Sunday 29 November 2009

A walk on the wild side



While walking down the driveway to buy the weekend FT (Robin Lane Fox has that excellent Garden column) I noted lots of things to be done. The tree plantings that Lorna did ten years or so ago have matured and lots of volunteer seedlings of ash have also grown up. Now single trees are competing with neighbours for light and the canopy is shading out the shrubs under the trees.


We need to thin and fell lots of small trees during the winter to preserve and encourage the shrub layer which includes wild and semi-wild roses and Viburnum tomentosum. There are plenty of suckers on roses (lots on Rosa gentiliana, R. californica plena and R. pimpinellifolia Altaica) and on the viburnums. I need to get some of these potted and grown on for sale at the Spring Plant Sale for the Friends of Treboth Botanic Garden. The hips on the left are from R. gentiliana which is probably a selection of R. multiflora Cathayensis.  Rose Scintillation, also on the drive has nice bunches of orange and green hips.



The white birch (seeded when drive was constructed) and conifers (particularly Abies concolor and sitka ) are looking good and the small beeches near the summit of the road provide welcome winter colour from their persistent rust-red leaves.

The mountains as seen over the back hedge have their first real cover of snow for this year.


Friday 27 November 2009

Dave Grundy making it all good again


Looks like a kind day: it's not raining at all. The great roots of the ash tree are under the wall again.

Stone wall needing some attention


Here's a picture of the top of the garden where the Hut used to be. The Hut was a 10 by 20 foot structure built by Vic Smith in the 60's, and clearing it away was the work of some months.

Thursday 26 November 2009

Stone wall

Dave had a whole short winter day of uninterrupted work, a miracle. He built a bridge (a thick plank of slate) over the ash tree root that was able to support the big stones above, so the wall should not move in the next few decades.

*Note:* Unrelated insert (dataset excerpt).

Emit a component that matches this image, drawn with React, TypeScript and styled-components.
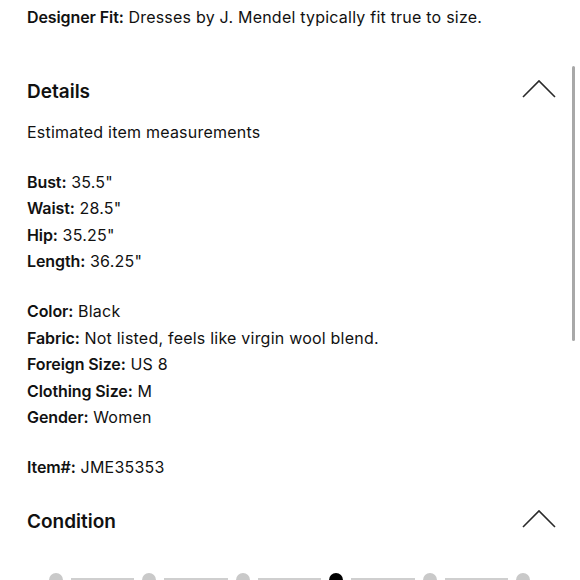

Wednesday 25 November 2009

Summer summary: not, but we still got a few things done.

Back in March 2009 I decided to make some raised beds in the veg garden, using bits of old timber, some of which had been resting behind a corrugated shed for 30 years. This eventually led to buying sleepers and paving slabs, and a lot of hands-and-knees work in the veg garden area. At the same time, I decided to clear away our old duck enclosure and put in a shed up there.




Mid-June 2009. This is the site for the new shed, up in the top corner of the vegetable garden. I had already taken away a willow and an elder tree and the remains of the old chain-link enclosure for the duck-run. That enclosure was Vic Smith's work: he converted the ty bach into a kennel and added an enclosed dog run. The foundations of the posts were deep and heavy. Vic didn't do things by halves.  You can see that part of the stone wall at the back had been whitewashed, at the time when it was the inside wall of the ty bach of No 1 Siambra Gwynion. On the left you see the edge of the ty bach that belonged to No 2 Siambra Gwynion, that was home to our chickens and ducks for many years.


 
Here is the old Albertine flowering over the duck house (as we still call it). In this picture, I've made the dahlia bed using stone dug up in this patch, and established the level for the new shed, a foot below the previous ground level. Lying on the ground are several large heavy slates. These were the floor of the ty bach at No 1 Siambra Gwynion. I found them well below ground level.



August. The dahlias are flowering away and the shed is shipshape. The best dahlia of this first batch of four was City of Rotterdam, high-voltage orange and full of flowers all season.

Part Two
In September, I started on a part of the garden we had never done anything to: the old corrugated hut almost hidden under ivy, cherry laurel, and elm suckers. Dave Grundy took down the remains of the building, and we got the heap of rusty corrugated sheets picked up by the recyclers from Port Penrhyn.

The stone wall by the woods side of the garden was shorn of its ivy. David chainsawed the elm suckers (trees 15' high) and hawthorns which had also attained the status of trees. There's a mountain of brushwood and a heap of firewood which will take a couple of years to dry. I have been wheelbarrowing it out to the woods when the rain lets up. We have 6 woodpiles now. Now collecting for winter 2011-12.


 
He's coming tomorrow, if the rain lets up. This must be the wettest and stormiest November ever.



Dave G is going to rebuild that wall. He has taken down the semi-collapsed end that didn't support the gate, and dug down about 8" to the base of a very big ash tree. The base of the trunk is 4' wide. No surprise that the wall was collapsing.